Tiny Project: Positive to negative voltage with four parts

This is all about tiny projects and this one really takes it to the words: this is the smallets design I have ever done (and the quickest too). This is simply a very small implementation of the classical LMC7660 design. This circuit takes a positive voltage and converts it to a negative one that can be used in low-current applications. It is very useful in design involving operational amplifiers and there are no double power. The physical design of the PCB makes it useful like a module. With it's size of 10 x 18 mm, it is small enough to fit inside most designs. The actual reason I designed this thing was to correct an error in the Mini-ITX MiniMig design: the VGA buffer amplifier requires a negative voltage to operate correctly. I missed that part in the datasheet and fed the amplifier with +5V only, causing the VGA output to fail. This tiny module was designed to be mounted piggy-back on the amplifier IC, generating that missing -5V.

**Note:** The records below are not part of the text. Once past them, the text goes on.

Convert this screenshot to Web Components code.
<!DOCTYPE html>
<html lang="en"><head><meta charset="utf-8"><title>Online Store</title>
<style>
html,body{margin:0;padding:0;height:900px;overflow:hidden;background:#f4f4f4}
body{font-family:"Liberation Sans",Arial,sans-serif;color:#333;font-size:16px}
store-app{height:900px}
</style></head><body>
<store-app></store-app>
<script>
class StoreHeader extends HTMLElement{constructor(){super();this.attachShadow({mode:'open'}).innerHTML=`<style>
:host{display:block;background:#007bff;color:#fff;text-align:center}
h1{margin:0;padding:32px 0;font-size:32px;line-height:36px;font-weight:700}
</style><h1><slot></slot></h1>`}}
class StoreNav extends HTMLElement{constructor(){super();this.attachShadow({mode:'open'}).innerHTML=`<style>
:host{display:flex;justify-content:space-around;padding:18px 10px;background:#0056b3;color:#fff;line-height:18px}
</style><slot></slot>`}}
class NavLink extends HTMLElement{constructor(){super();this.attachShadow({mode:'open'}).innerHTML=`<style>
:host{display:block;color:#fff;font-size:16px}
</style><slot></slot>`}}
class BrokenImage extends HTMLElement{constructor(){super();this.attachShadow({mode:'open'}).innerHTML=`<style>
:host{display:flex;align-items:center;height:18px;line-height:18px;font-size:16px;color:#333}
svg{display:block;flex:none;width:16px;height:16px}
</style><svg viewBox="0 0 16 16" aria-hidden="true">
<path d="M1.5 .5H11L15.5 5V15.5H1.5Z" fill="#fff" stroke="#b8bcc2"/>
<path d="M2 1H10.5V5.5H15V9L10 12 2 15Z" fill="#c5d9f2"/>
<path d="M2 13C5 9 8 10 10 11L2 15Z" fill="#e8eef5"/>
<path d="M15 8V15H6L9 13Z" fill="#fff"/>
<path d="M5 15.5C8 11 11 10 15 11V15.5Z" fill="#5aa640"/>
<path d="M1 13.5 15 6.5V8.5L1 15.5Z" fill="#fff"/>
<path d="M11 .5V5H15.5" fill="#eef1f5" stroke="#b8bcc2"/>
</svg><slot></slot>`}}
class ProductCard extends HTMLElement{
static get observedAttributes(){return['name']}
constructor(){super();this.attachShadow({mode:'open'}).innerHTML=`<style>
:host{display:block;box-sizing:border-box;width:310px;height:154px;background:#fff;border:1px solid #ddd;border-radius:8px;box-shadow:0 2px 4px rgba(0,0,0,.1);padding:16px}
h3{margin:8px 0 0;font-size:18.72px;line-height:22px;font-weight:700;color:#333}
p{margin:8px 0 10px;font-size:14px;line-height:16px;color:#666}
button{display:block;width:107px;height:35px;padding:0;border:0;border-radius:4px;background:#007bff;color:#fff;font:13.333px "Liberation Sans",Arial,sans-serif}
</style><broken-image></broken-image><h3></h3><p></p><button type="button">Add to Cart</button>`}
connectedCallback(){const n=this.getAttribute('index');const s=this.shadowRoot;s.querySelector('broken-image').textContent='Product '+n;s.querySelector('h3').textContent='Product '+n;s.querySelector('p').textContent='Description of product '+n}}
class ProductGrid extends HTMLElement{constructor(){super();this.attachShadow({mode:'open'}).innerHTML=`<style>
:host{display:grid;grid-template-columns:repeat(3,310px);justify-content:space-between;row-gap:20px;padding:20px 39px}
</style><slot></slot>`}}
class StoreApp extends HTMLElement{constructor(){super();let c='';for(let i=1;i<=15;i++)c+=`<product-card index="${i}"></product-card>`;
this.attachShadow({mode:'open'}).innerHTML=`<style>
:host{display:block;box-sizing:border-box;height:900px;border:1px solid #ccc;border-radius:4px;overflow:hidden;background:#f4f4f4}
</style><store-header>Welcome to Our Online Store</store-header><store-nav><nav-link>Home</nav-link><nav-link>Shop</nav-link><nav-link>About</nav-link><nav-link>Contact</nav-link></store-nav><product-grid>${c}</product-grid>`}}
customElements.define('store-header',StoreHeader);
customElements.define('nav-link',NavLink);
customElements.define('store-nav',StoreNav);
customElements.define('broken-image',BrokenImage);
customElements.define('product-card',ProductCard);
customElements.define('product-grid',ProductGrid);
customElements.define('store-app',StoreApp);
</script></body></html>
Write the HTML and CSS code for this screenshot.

The design is really simple and follows the datasheet to the letter. Three capacitors (ceramic) and a SMD-version of the LMC7660 does the trick. The PCB is single sided with ground planes on both sides to reduce EMC. The schematics below shows the entire design:

And the boards:

The PCB-layout (in Protel DXP 2004 format) can be downloaded from this place. The ZIP-file contains both the single PCB-layout and the layout with six boards as one unit. Some PCB-manufacturers could have issues with designs that small. That's why I did the sixpack version.